Communism in Mexico (1965) got me my professorship. The initial investigation that went into this book was the result of research I carried out in the State Department. It analyzes Mexican communism through its political organizations and fronts in the context of Mexico’s PRI-driven political system.
What was your connection to the Institute of Latin American Studies at UT?
Macdonald mentioned the institute when he offered me the position at UT. When I arrived at UT, the institute was rather small, largely a degree-granting operation. Yet, it began to change in the early 1960s. In 1962, John Parker Harrison became the new director. Richard Adams was his associate director. This was the Alliance for Progress period, so, the U.S. government began to provide many funding opportunities for Latin American Studies projects. Harrison and Adams knew how to obtain grant funding and they began to sponsor substantial research and publication. Many professors in all sorts of disciplines became affiliated with the institute, even physical education professors were conducting comparative-oriented projects. In 1967, Harrison was finalizing his tenure as ILAS director. He called me and said he had funds that needed to be spent before the end of the academic year and offered support for my research. Hence, the institute granted me four thousand dollars to research and study congressional campaigning in the Mexican state of Yucatan. I interviewed all the candidates, except the PRI, who did not grant me an interview. Of course, the outcome of the elections was clear even before it started. PRI was going to win.4
When Jack Harrison left, the university hired Stanley Ross. He was also a historian, and he had published a fine biography of Francisco I. Madero.

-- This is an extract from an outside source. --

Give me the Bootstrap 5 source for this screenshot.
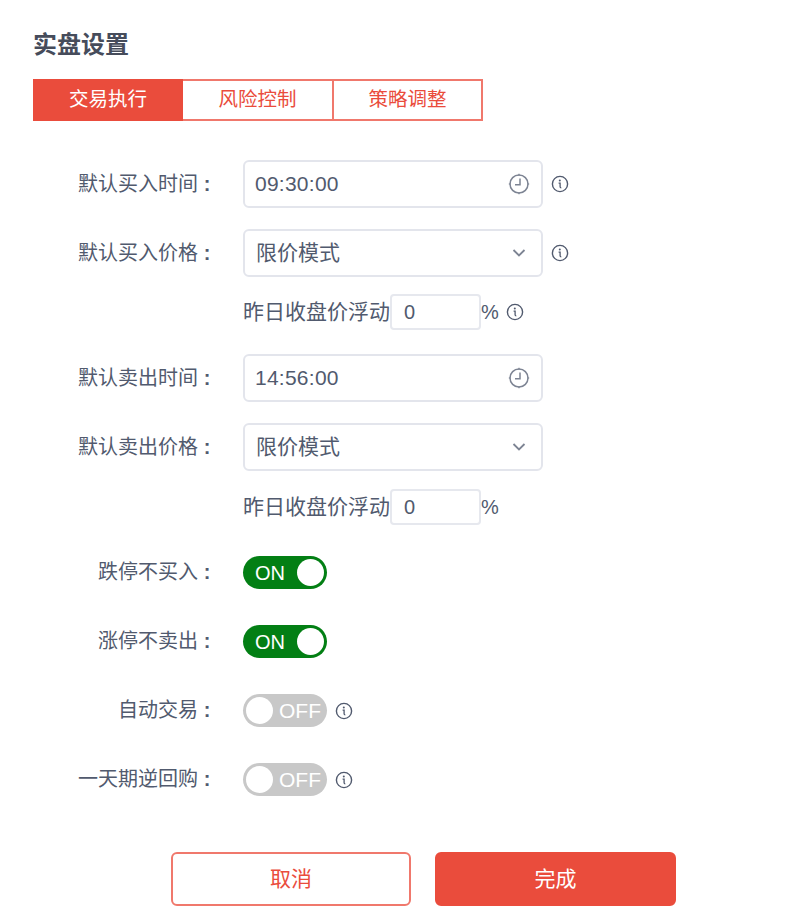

It was then that I was asked to become the associate director of ILAS. Since Harrison, each successive director has left an imprint on the institute. I am certain that the institute will keep expanding and diversifying its operations in years to come. ✹
Notes
1. Some of Schmitt’s salient publications in this field are: “The Clergy and the Independence of New Spain,” Hispanic American Historical Review 34.3 (1954): 289–312; “Catholic Adjustment to the Secular State: The Case of Mexico, 1867–1911,” The Catholic Historical Review 48.2 (1962): 182–204; “The Mexican Positivists and the Church-State Question, 1876–1911,” Journal of Church and State, 8.2 (1966): 200–213; Church and State in Mexico: A Corporatist Relationship, 1984, available at jstor.org/stable/981118; The Roman Catholic Church in Modern Latin America (New York: Alfred A. Knopf, 1972).
2. Schmitt’s main contributions to this field: Carl Leiden and Karl M. Schmitt, The Politics of Violence: Revolution in the Modern World (Hoboken, NJ: Prentice-Hall, 1968); Clark Havens Murray, Carl Leiden, and Karl Michael Schmitt, eds. The Politics of Assassination (Hoboken, NJ: Prentice-Hall, 1970).
3. Karl M. Schmitt and David D. Burks, Evolution or Chaos: Dynamics of Latin American Government and Politics, intro. by Ronald M. Schneider (New York: Praeger, 1963).
4. Related to this research, Schmitt published Congressional Campaigning in Mexico: A View from the Provinces, 1969, available at jstor.org/stable/165405.